The 2024–25 WSE Champions League is the 60th season of Europe's premier club roller hockey tournament organized by World Skate Europe – Rink Hockey, and the third season under the WSE Champions League branding. Compared to the previous season, the qualifying tournament was reduced to a single group round, while the group stage of the tournament proper was reformulated to comprise two groups of six teams, with the top four teams advancing to the knockout stage. The winners of the quarter-finals will contest a final-four tournament, scheduled to be played in May 2025.

Sporting CP were the defending champions, having beaten UD Oliveirense 2–1 in an all-Portuguese 2023–24 final. They failed to qualify for the tournament proper, after finishing second in their qualifying round group.

==Team allocation==
===Association ranking===

For the 2024–25 WSE Champions League, the associations were allocated places according to their coefficient, which takes into account the performance of each association's representative teams in European competitions between the 2018–19 and the 2022–23 seasons (except for the 2019–20 season, which was discarded due to being interrupted). The coefficient is calculated by dividing the total of points accumulated by the number of participating teams.

===Team distribution===
The D'Hondt method was applied to the coefficient of each association to determine the number of teams entering in each round:

| Group stage (8 teams) | POR FC Porto | POR SL Benfica | POR UD Oliveirense | ESP FC Barcelona |
| ESP CE Noia | ESP HC Liceo | ITA GSH Trissino | FRA SCRA Saint-Omer |
| Qualifying round (14 teams) | POR Sporting CP | POR OC Barcelos | POR AD Valongo | POR SC Tomar |
| POR Riba d'Ave HC | ESP Reus Deportiu | ESP CP Voltregà | ESP CP Calafell |
| ITA Follonica Hockey | ITA Hockey Sarzana | FRA HC Dinan Quevert | FRA La Vendéenne |
| SUI RHC Diessbach | GER SK Germania Herringen |  |  |

==Schedule==

Schedule for 2024–25 WSE Champions League
| Phase | Round | Draw date | Date |
| Qualifying round | Matchday 1 | 8 August 2024 | 1 November 2024 |
| Matchday 2 | 2 November 2024 |
| Matchday 3 | 3 November 2024 |
| Group stage | Matchday 1 | 21 November 2024 |
| Matchday 2 | 28 November 2024 |
| Matchday 3 | 5 December 2024 |
| Matchday 4 | 12 December 2024 |
| Matchday 5 | 9 January 2025 |
| Matchday 6 | 16 January 2025 |
| Matchday 7 | 30 January 2025 |
| Matchday 8 | 6 February 2025 |
| Matchday 9 | 20 February 2025 |
| Matchday 10 | 27 February 2025 |
| Quarter-finals | First leg | 27 March 2025 |
| Second leg | 10 April 2025 |
| Final four | Semi-finals | 10 May 2025 |
| Final | 11 May 2025 |

==Qualifying round==
A total of 14 teams competed in the qualifying round to determine the last four teams entering the group stage. They were seeded into four pots, according to their ranking, and drawn into four groups of three or four teams, with the lowest-ranked team having first choice at hosting the group matches. Teams from the same national association were allowed to be drawn into the same group.

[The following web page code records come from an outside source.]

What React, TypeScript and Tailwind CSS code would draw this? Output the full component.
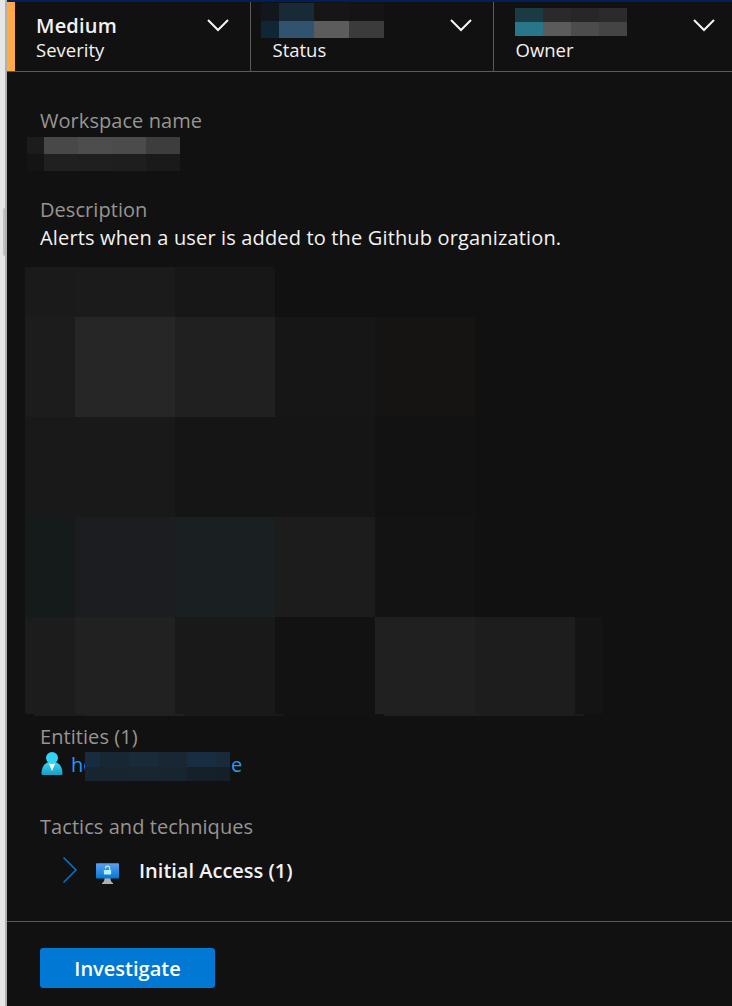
import type { ReactNode } from "react";

function Mosaic({ cols, rows, colors, className = "" }: { cols: number[]; rows: number[]; colors: string[][]; className?: string }) {
  return (
    <div
      className={`grid shrink-0 ${className}`}
      aria-hidden="true"
      style={{
        gridTemplateColumns: cols.map((c) => `${c}px`).join(" "),
        gridTemplateRows: rows.map((r) => `${r}px`).join(" "),
      }}
    >
      {colors.flatMap((row, y) => row.map((c, x) => <span key={`${y}-${x}`} style={{ backgroundColor: c }} />))}
    </div>
  );
}

function ChevronDown() {
  return (
    <svg className="mt-[16px] h-[14px] w-[22px] shrink-0" viewBox="0 0 22 14" fill="none">
      <path d="M1 2 11 12 21 2" stroke="#f5f5f5" strokeWidth="2" />
    </svg>
  );
}

function UserIcon() {
  return (
    <svg className="h-[24px] w-[22px] shrink-0" viewBox="0 0 22 24">
      <defs>
        <linearGradient id="body" x1="0" y1="0" x2="0" y2="1">
          <stop offset="0" stopColor="#32d4f5" />
          <stop offset="1" stopColor="#1c9cc0" />
        </linearGradient>
      </defs>
      <path d="M0.5 21.5C.5 15.5 3.5 10.500 7.500 10.500h7c4 0 7 5 7 11 0 .9-.6 1.500-1.500 1.500H2C1.100 23 .5 22.400.5 21.500Z" fill="url(#body)" />
      <path d="M7.800 11.500h6.400L11 19Z" fill="#f2fcff" />
      <circle cx="11" cy="6" r="6" fill="#32d4f5" />
    </svg>
  );
}

function MonitorIcon() {
  return (
    <svg className="h-[22px] w-[23px] shrink-0" viewBox="0 0 23 22">
      <defs>
        <linearGradient id="screen" x1="0" y1="0" x2="0" y2="1">
          <stop offset="0" stopColor="#5ea0ef" />
          <stop offset="1" stopColor="#0078d4" />
        </linearGradient>
      </defs>
      <path d="M8.500 15h6c0 2.500.5 4 2.500 5v1H6v-1C8 19 8.500 17.500 8.500 15Z" fill="#b0b0b0" />
      <rect x="0" y="0.300" width="23" height="15.200" rx="0.800" fill="url(#screen)" />
      <rect x="7.900" y="7" width="7.200" height="4.500" rx=".4" fill="#b6f1ff" />
      <path d="M9.500 5.500V5.200a2.100 2.100 0 0 1 4.200 0v2" fill="none" stroke="#b6f1ff" strokeWidth="1.100" />
    </svg>
  );
}

function Label({ children, className = "" }: { children: ReactNode; className?: string }) {
  return <div className={`h-[28px] whitespace-nowrap text-[20px] leading-[28px] tracking-[0.06px] text-[#979593] ${className}`}>{children}</div>;
}

export default function App() {
  return (
    <div className="flex h-[1006px] w-[732px] overflow-hidden bg-[#111111] font-['Open_Sans','Noto_Sans',sans-serif] text-[#f3f2f1]">
      <div className="flex w-[7px] shrink-0 flex-col items-end border-r-2 border-[#b0b0b0] bg-[#e6e6e6] pt-[208px]">
        <div className="h-[48px] w-[2px] rounded-l bg-[#c2c2c2]" />
      </div>
      <main className="flex min-w-0 flex-1 flex-col">
        <header className="flex h-[72px] shrink-0 border-t-2 border-b border-t-[#00205b] border-b-[#5a5a5a]">
          <div className="flex w-[244px] shrink-0 justify-between border-r border-l-8 border-r-[#5a5a5a] border-l-[#ffaa44] pr-[21px] pl-[21px]">
            <div>
              <div className="h-[24px] pt-[10px] text-[20px] leading-[28px] font-semibold tracking-[0.2px]">Medium</div>
              <div className="pt-[12px] text-[18.500px] leading-[24px]">Severity</div>
            </div>
            <ChevronDown />
          </div>
          <div className="flex w-[243px] shrink-0 justify-between border-r border-[#5a5a5a] pr-[21px] pl-[10px]">
            <div>
              <Mosaic className="mt-[1px]" cols={[18, 35, 35, 35]} rows={[18, 17]} colors={[["#11171d", "#182a36", "#161616", "#141414"], ["#112635", "#30536f", "#5d5c5d", "#3b3b3b"]]} />
              <div className="pl-[11.500px] text-[18.500px] leading-[24px]">Status</div>
            </div>
            <ChevronDown />
          </div>
          <div className="flex flex-1 justify-between pr-[17px] pl-[21px]">
            <div>
              <Mosaic className="mt-[6px]" cols={[28, 28, 28, 28]} rows={[14, 14]} colors={[["#1a3b43", "#2a2a2a", "#272727", "#2b2b2b"], ["#28768a", "#5b5b5b", "#4c4c4c", "#444444"]]} />
              <div className="pt-[2px] pl-[0.500px] text-[18.500px] leading-[24px]">Owner</div>
            </div>
            <ChevronDown />
          </div>
        </header>
        <section className="flex h-[849px] shrink-0 flex-col pt-[35px] pl-[33px]">
          <Label>Workspace name</Label>
          <Mosaic className="mt-[2px] -ml-[13px]" cols={[17, 34, 34, 34, 34]} rows={[17, 17]} colors={[["#1c1c1c", "#484848", "#4d4d4d", "#4b4b4b", "#3d3d3d"], ["#141414", "#202020", "#1f1f1f", "#1e1e1e", "#1a1a1a"]]} />
          <Label className="mt-[25px]">Description</Label>
          <p className="h-[28px] text-[20px] leading-[28px] font-medium tracking-[0.155px] whitespace-nowrap">Alerts when a user is added to the Github organization.</p>
          <Mosaic
            className="mt-[15px] -ml-[15px]"
            cols={[50, 100, 100, 100, 100, 100, 28]}
            rows={[50, 100, 100, 100, 97]}
            colors={[
              ["#1a1a1a", "#1b1b1b", "#171717", "#111111", "#111111", "#111111", "#111111"],
              ["#1c1c1c", "#262626", "#202020", "#161616", "#151412", "#111111", "#111111"],
              ["#191919", "#191919", "#151515", "#151515", "#121212", "#111111", "#111111"],
              ["#151a1b", "#1b1d21", "#1a1f22", "#1c1c1c", "#131313", "#111111", "#111111"],
              ["#1c1c1c", "#212121", "#191919", "#121212", "#202020", "#1d1d1d", "#141414"],
            ]}
          />
          <Mosaic className="-ml-[6px]" cols={[50, 100, 100, 100, 100, 100]} rows={[2]} colors={[["#1c1c1c", "#202020", "#191919", "#121212", "#1f1f1f", "#1c1c1c"]]} />
          <Label className="mt-[7px]">Entities (1)</Label>
          <div className="flex h-[30px] items-start text-[20px] leading-[28px] text-[#2899f5]">
            <div className="pt-px pl-[0.500px]"><UserIcon /></div>
            <span className="ml-[8.500px] w-[14px] whitespace-nowrap">he</span>
            <Mosaic className="mt-[1px]" cols={[15, 29, 29, 29, 29, 14]} rows={[15, 14]} colors={[["#172c40", "#182734", "#192a39", "#182733", "#182d42", "#192a3b"], ["#172530", "#172530", "#182632", "#172531", "#15202a", "#141f29"]]} />
            <span className="ml-[1px]">e</span>
          </div>
          <Label className="mt-[32px]">Tactics and techniques</Label>
          <div className="mt-[14px] flex h-[32px] items-center">
            <svg className="-mt-[2px] ml-[22px] h-[28px] w-[16px] shrink-0" viewBox="0 0 16 28" fill="none"><path d="M1.500 1.500 14 14 1.500 26.500" stroke="#0078d4" strokeWidth="1.500" /></svg>
            <div className="ml-[18px] pt-[5px]"><MonitorIcon /></div>
            <span className="ml-[20px] text-[20px] leading-[28px] font-semibold whitespace-nowrap">Initial Access (1)</span>
          </div>
        </section>
        <footer className="flex-1 border-t border-[#5a5a5a] pt-[26px] pl-[33px]">
          <button className="h-[40px] w-[175px] rounded-[3px] bg-[#0078d4] pt-px text-[20px] leading-[39px] font-semibold text-white">Investigate</button>
        </footer>
      </main>
    </div>
  );
}
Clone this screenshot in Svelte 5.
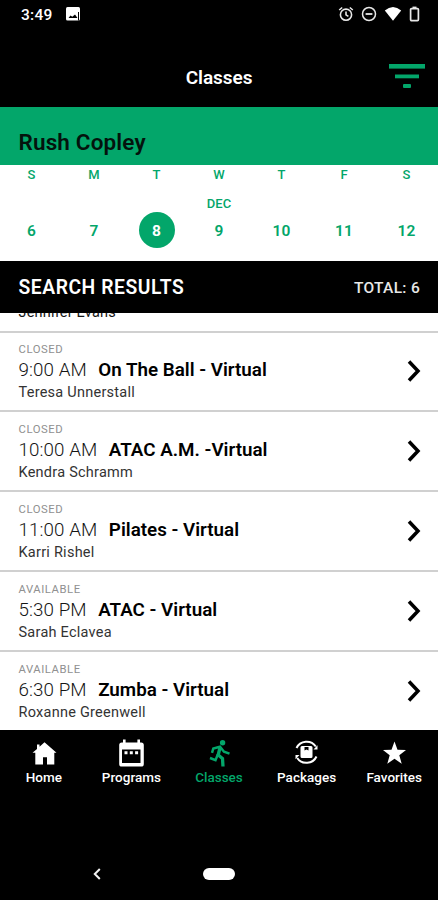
<script lang="ts">
    type ClassItem = { status: string; time: string; name: string; instructor: string };

    const days = [
        { label: 'S', date: 6 },
        { label: 'M', date: 7 },
        { label: 'T', date: 8 },
        { label: 'W', date: 9, month: 'DEC' },
        { label: 'T', date: 10 },
        { label: 'F', date: 11 },
        { label: 'S', date: 12 }
    ];

    const classes: ClassItem[] = [
        { status: 'CLOSED', time: '9:00 AM', name: 'On The Ball - Virtual', instructor: 'Teresa Unnerstall' },
        { status: 'CLOSED', time: '10:00 AM', name: 'ATAC A.M. -Virtual', instructor: 'Kendra Schramm' },
        { status: 'CLOSED', time: '11:00 AM', name: 'Pilates - Virtual', instructor: 'Karri Rishel' },
        { status: 'AVAILABLE', time: '5:30 PM', name: 'ATAC - Virtual', instructor: 'Sarah Eclavea' },
        { status: 'AVAILABLE', time: '6:30 PM', name: 'Zumba - Virtual', instructor: 'Roxanne Greenwell' }
    ];

    const tabs = ['Home', 'Programs', 'Classes', 'Packages', 'Favorites'];

    let selectedDate = $state(8);
    let activeTab = $state('Classes');
</script>

<div class="app">
    <div class="status">
        <span class="status__time">3:49</span>
        <svg width="14" height="14" viewBox="0 0 14 14">
            <rect width="14" height="13.5" rx="1.5" fill="#fff" />
            <path d="M2.5 11l2-2.5 1.8 1.3L9 7.5l2.5 3.5z" fill="#000" />
            <path d="M12.5 5v8.5" stroke="#000" stroke-width="1" />
        </svg>
        <div class="status__icons">
            <svg width="16" height="16" viewBox="0 0 16 16" fill="none" stroke="#e8e8e8" stroke-width="1.6">
                <circle cx="8" cy="8.7" r="5.6" />
                <path d="M1.2 4l3-2.5M14.8 4l-3-2.5M8 5.5v3.4l2.4 1.5" />
            </svg>
            <svg width="16" height="16" viewBox="0 0 16 16" fill="none" stroke="#e8e8e8" stroke-width="1.5">
                <circle cx="8" cy="8" r="6.5" />
                <path d="M4.6 8h6.8" stroke-width="1.8" />
            </svg>
            <svg width="18" height="16" viewBox="0 0 18 16">
                <path d="M.8 4.5Q9-2.6 17.2 4.5L9 14.7z" fill="#fff" />
            </svg>
            <svg width="11" height="16" viewBox="0 0 11 16" fill="none" stroke="#e8e8e8">
                <rect x="1.6" y="2.6" width="7.8" height="12" rx="1" stroke-width="1.7" />
                <path d="M3.5 1.4h4" stroke-width="1.6" />
            </svg>
        </div>
    </div>

    <header class="header">
        <h1>Classes</h1>
        <button class="header__filter" type="button" aria-label="Filter">
            <svg width="36" height="25" viewBox="0 0 36 25" fill="#03a66a">
                <rect x="0" y="0" width="36" height="4.6" />
                <rect x="6" y="10.5" width="24" height="3.8" />
                <rect x="14" y="20" width="8" height="4" rx="1" />
            </svg>
        </button>
    </header>

    <div class="location">Rush Copley</div>

    <div class="calendar">
        {#each days as day}
            <button class="day" type="button" onclick={() => (selectedDate = day.date)}>
                <span class="day__label">{day.label}</span>
                <span class="day__month">{day.month ?? ''}</span>
                <span class="day__date" class:selected={day.date === selectedDate}>{day.date}</span>
            </button>
        {/each}
    </div>

    <div class="results">
        <h2>SEARCH RESULTS</h2>
        <span>TOTAL: 6</span>
    </div>

    <div class="list">
        <div class="previous">Jennifer Evans</div>
        {#each classes as item}
            <div class="row">
                <div class="row__body">
                    <div class="row__status">{item.status}</div>
                    <div class="row__title"><span class="row__time">{item.time}</span><b>{item.name}</b></div>
                    <div class="row__instructor">{item.instructor}</div>
                </div>
                <svg width="14" height="24" viewBox="0 0 14 24" fill="none" stroke="#000" stroke-width="3.5">
                    <path d="M2 2.5L11 12l-9 9.5" />
                </svg>
            </div>
        {/each}
    </div>

    <nav class="tabs">
        {#each tabs as tab}
            <button class="tab" class:active={tab === activeTab} type="button" onclick={() => (activeTab = tab)}>
                <svg width="28" height="28" viewBox="0 0 28 28" fill="currentColor">
                    {#if tab === 'Home'}
                        <path d="M14.5 3.3L26.5 13.8H24.3V25.5H17V18.3H13V25.5H5.3V13.8H2.5L7 9.9V5.5H9.5V7.7z" />
                    {:else if tab === 'Programs'}
                        <path fill-rule="evenodd" d="M6 .5h2.6v3h11.8v-3H23v3h1.2q2.6 0 2.6 2.6V25q0 2.6-2.6 2.6H4.8Q2.2 27.6 2.2 25V6.1Q2.2 3.5 4.8 3.5H6zM5 10.5V24H23.5V10.5z" />
                        <path d="M7.5 12.2h3v3h-3zM12.8 12.2h3v3h-3zM18.1 12.2h3v3h-3z" />
                    {:else if tab === 'Classes'}
                        <circle cx="17.6" cy="3.8" r="2.7" />
                        <g fill="none" stroke="currentColor" stroke-width="2.5">
                            <path d="M7 13.8L8.3 9.5 15 7.7l4 5 5.5 2" />
                            <path d="M15 8.5L13.2 16l4.3 3.5.5 8" stroke-width="3.3" />
                            <path d="M12.8 15.5l-2.3 5.7L5 19" />
                        </g>
                    {:else if tab === 'Packages'}
                        <g fill="none" stroke="currentColor" stroke-width="2">
                            <path d="M3.5 9A11 10.6 0 0 1 22.800 7.500" />
                            <path d="M23.500 17.500A11 10.600 0 0 1 4.200 19" />
                        </g>
                        <path d="M24.500 6.200V10.500H20.500zM2.500 20.300V16H6.500z" />
                        <path fill-rule="evenodd" d="M9 7h9q1.500 0 1.500 1.500v9q0 1.500-1.500 1.500H9Q7.500 19 7.500 17.500V8.500Q7.500 7 9 7zM11.500 8v3.600l2-1.100 2 1.100V8z" />
                    {:else}
                        <path d="M14.5 2.5L17.5 10.7 26 11 19.3 16.2 21.7 24.7 14.5 19.8 7.3 24.7 9.7 16.2 3 11 11.5 10.7z" />
                    {/if}
                </svg>
                <span>{tab}</span>
            </button>
        {/each}
    </nav>

    <div class="system">
        <svg width="10" height="14" viewBox="0 0 10 14" fill="none" stroke="#f2f2f2" stroke-width="2">
            <path d="M7.8 2L2.8 7l5 5" />
        </svg>
        <span class="system__pill"></span>
    </div>
</div>

<style>
    :global(body) {
        background: #000;
    }

    .app {
        display: flex;
        flex-direction: column;
        width: 438px;
        height: 900px;
        overflow: hidden;
        background: #000;
        color: #fff;
        font-family: Roboto, sans-serif;
    }

    button {
        padding: 0;
        border: none;
        background: none;
        color: inherit;
        font-family: inherit;
        cursor: pointer;
    }

    svg {
        display: block;
        flex: none;
    }

    .status {
        display: flex;
        align-items: center;
        box-sizing: border-box;
        height: 30px;
        padding: 0 18px 2px 21px;
    }

    .status__time {
        width: 44.5px;
        padding-top: 1px;
        font-size: 15.5px;
        font-weight: 500;
        letter-spacing: 0.3px;
        line-height: 20px;
        white-space: nowrap;
    }

    .status__icons {
        display: flex;
        align-items: center;
        gap: 7px;
        margin-left: auto;
    }

    .header {
        display: grid;
        grid-template-columns: 1fr auto 1fr;
        align-items: center;
        box-sizing: border-box;
        height: 77px;
        padding: 16px 13px 0;
    }

    .header h1 {
        grid-column: 2;
        margin: 0;
        padding-top: 1px;
        font-size: 19px;
        font-weight: 600;
        letter-spacing: -0.05px;
    }

    .header__filter {
        justify-self: end;
    }

    .location {
        box-sizing: border-box;
        height: 58px;
        padding: 21px 18.5px 0;
        background: #03a66a;
        color: #04130d;
        font-size: 22.5px;
        font-weight: 600;
        letter-spacing: 0.15px;
        line-height: 28px;
    }

    .calendar {
        display: grid;
        grid-template-columns: repeat(7, 62.5px);
        justify-content: center;
        height: 96px;
        background: #fff;
        color: #03a66a;
    }

    .day {
        display: flex;
        flex-direction: column;
        align-items: center;
        font-weight: 500;
    }

    .day__label {
        height: 20px;
        font-size: 13px;
        line-height: 20px;
    }

    .day__month {
        height: 27px;
        font-size: 13px;
        line-height: 38px;
    }

    .day__date {
        width: 36px;
        height: 36px;
        border-radius: 50%;
        font-size: 15.5px;
        font-weight: 600;
        letter-spacing: 0.2px;
        line-height: 38px;
        text-align: center;
    }

    .day__date.selected {
        background: #03a66a;
        color: #fff;
        font-weight: 700;
    }

    .results {
        display: flex;
        align-items: center;
        justify-content: space-between;
        box-sizing: border-box;
        height: 52px;
        padding: 1px 18px 0 18.5px;
    }

    .results h2 {
        margin: 0;
        font-size: 19.3px;
        font-weight: 600;
        letter-spacing: 0.55px;
    }

    .results span {
        color: #e8e8e8;
        font-size: 15.5px;
        font-weight: 500;
        letter-spacing: 0.3px;
    }

    .list {
        height: 417px;
        overflow: hidden;
        background: #fff;
        color: #151515;
    }

    .previous {
        height: 17.5px;
        margin-left: 18.5px;
        font-size: 14.5px;
        letter-spacing: 0.2px;
        line-height: 0;
    }

    .row {
        display: flex;
        align-items: center;
        justify-content: space-between;
        box-sizing: border-box;
        height: 79.8px;
        padding: 0 17px 0 18.5px;
        border-top: 2px solid #d0d0d0;
    }

    .row__body {
        padding-top: 3px;
    }

    .row__status {
        color: #909090;
        font-size: 11.3px;
        letter-spacing: 0.55px;
        line-height: 15px;
    }

    .row__title {
        font-size: 18.8px;
        line-height: 26px;
        white-space: nowrap;
    }

    .row__time {
        margin-right: 11.5px;
        font-weight: 360;
        letter-spacing: 0.08px;
    }

    .row__title b {
        color: #000;
        font-weight: 600;
    }

    .row__instructor {
        color: #333;
        font-size: 14.5px;
        letter-spacing: 0.25px;
        line-height: 20px;
    }

    .tabs {
        display: grid;
        grid-template-columns: repeat(5, 87.6px);
        height: 118px;
    }

    .tab {
        display: flex;
        flex-direction: column;
        align-items: center;
        padding-top: 9px;
        font-size: 13.5px;
        font-weight: 500;
        line-height: 20px;
    }

    .tab.active {
        color: #03a66a;
    }

    .system {
        display: grid;
        grid-template-columns: 1fr auto 1fr;
        align-items: center;
        height: 52px;
    }

    .system svg {
        margin-left: 92px;
    }

    .system__pill {
        width: 32px;
        height: 12px;
        border-radius: 6px;
        background: #fff;
    }
</style>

Each team played once against the other teams in their group, for a total of three matches. The top-ranked team from each group advanced to the group stage, while the second and third placed teams were relegated to the 2024–25 WSE Cup (round of 16). The two fourth-placed teams were relegated to the 2024–25 WSE Trophy (quarter-finals).

===Group 1===

| Pos | Team | Pld | W | D | L | GF | GA | GD | Pts | Qualification |  | REU | VOL | HER | FOL |
| 1 | Reus Deportiu | 3 | 3 | 0 | 0 | 13 | 3 | +10 | 9 | Advance to group stage |  | — |  | 4–1 | 5–0 |
| 2 | CP Voltregà | 3 | 2 | 0 | 1 | 14 | 7 | +7 | 6 | Relegation to WSE Cup |  | 2–4 | — |  | 8–1 |
| 3 | SK Germania Herringen (H) | 3 | 1 | 0 | 2 | 5 | 9 | −4 | 3 |  |  | 2–4 | — | 2–1 |
| 4 | Follonica Hockey | 3 | 0 | 0 | 3 | 2 | 15 | −13 | 0 | Relegation to WSE Trophy |  |  |  |  | — |

===Group 2===

| Pos | Team | Pld | W | D | L | GF | GA | GD | Pts | Qualification |  | OCB | SPO | VEN |
| 1 | OC Barcelos | 2 | 2 | 0 | 0 | 11 | 2 | +9 | 6 | Advance to group stage |  | — | 3–2 |  |
| 2 | Sporting CP | 2 | 1 | 0 | 1 | 10 | 6 | +4 | 3 | Relegation to WSE Cup |  |  | — | 8–3 |
| 3 | La Vendéenne (H) | 2 | 0 | 0 | 2 | 3 | 16 | −13 | 0 |  | 0–8 |  | — |

===Group 3===

| Pos | Team | Pld | W | D | L | GF | GA | GD | Pts | Qualification |  | VAL | CAL | RIB | DIE |
| 1 | AD Valongo (H) | 3 | 3 | 0 | 0 | 17 | 6 | +11 | 9 | Advance to group stage |  | — |  | 4–2 | 8–1 |
| 2 | CP Calafell | 3 | 2 | 0 | 1 | 15 | 12 | +3 | 6 | Relegation to WSE Cup |  | 3–5 | — |  |  |
| 3 | Riba d'Ave HC | 3 | 1 | 0 | 2 | 10 | 11 | −1 | 3 |  |  | 4–5 | — | 4–2 |
| 4 | RHC Diessbach | 3 | 0 | 0 | 3 | 6 | 19 | −13 | 0 | Relegation to WSE Trophy |  |  | 3–7 |  | — |

===Group 4===

| Pos | Team | Pld | W | D | L | GF | GA | GD | Pts | Qualification |  | DIN | TOM | SAR |
| 1 | HC Dinan Quevert (H) | 2 | 2 | 0 | 0 | 9 | 5 | +4 | 6 | Advance to group stage |  | — |  | 6–3 |
| 2 | SC Tomar | 2 | 1 | 0 | 1 | 11 | 5 | +6 | 3 | Relegation to WSE Cup |  | 2–3 | — |  |
| 3 | Hockey Sarzana | 2 | 0 | 0 | 2 | 5 | 15 | −10 | 0 |  |  | 2–9 | — |

==Group stage==
The group stage was contested by a total of 12 teams, comprising eight pre-qualified teams plus the four winners of the qualifying round. For draw purposes, the pre-qualified teams and the qualifying round winners were separated into two pots, with half of the teams being drawn into Group A and the other half into Group B.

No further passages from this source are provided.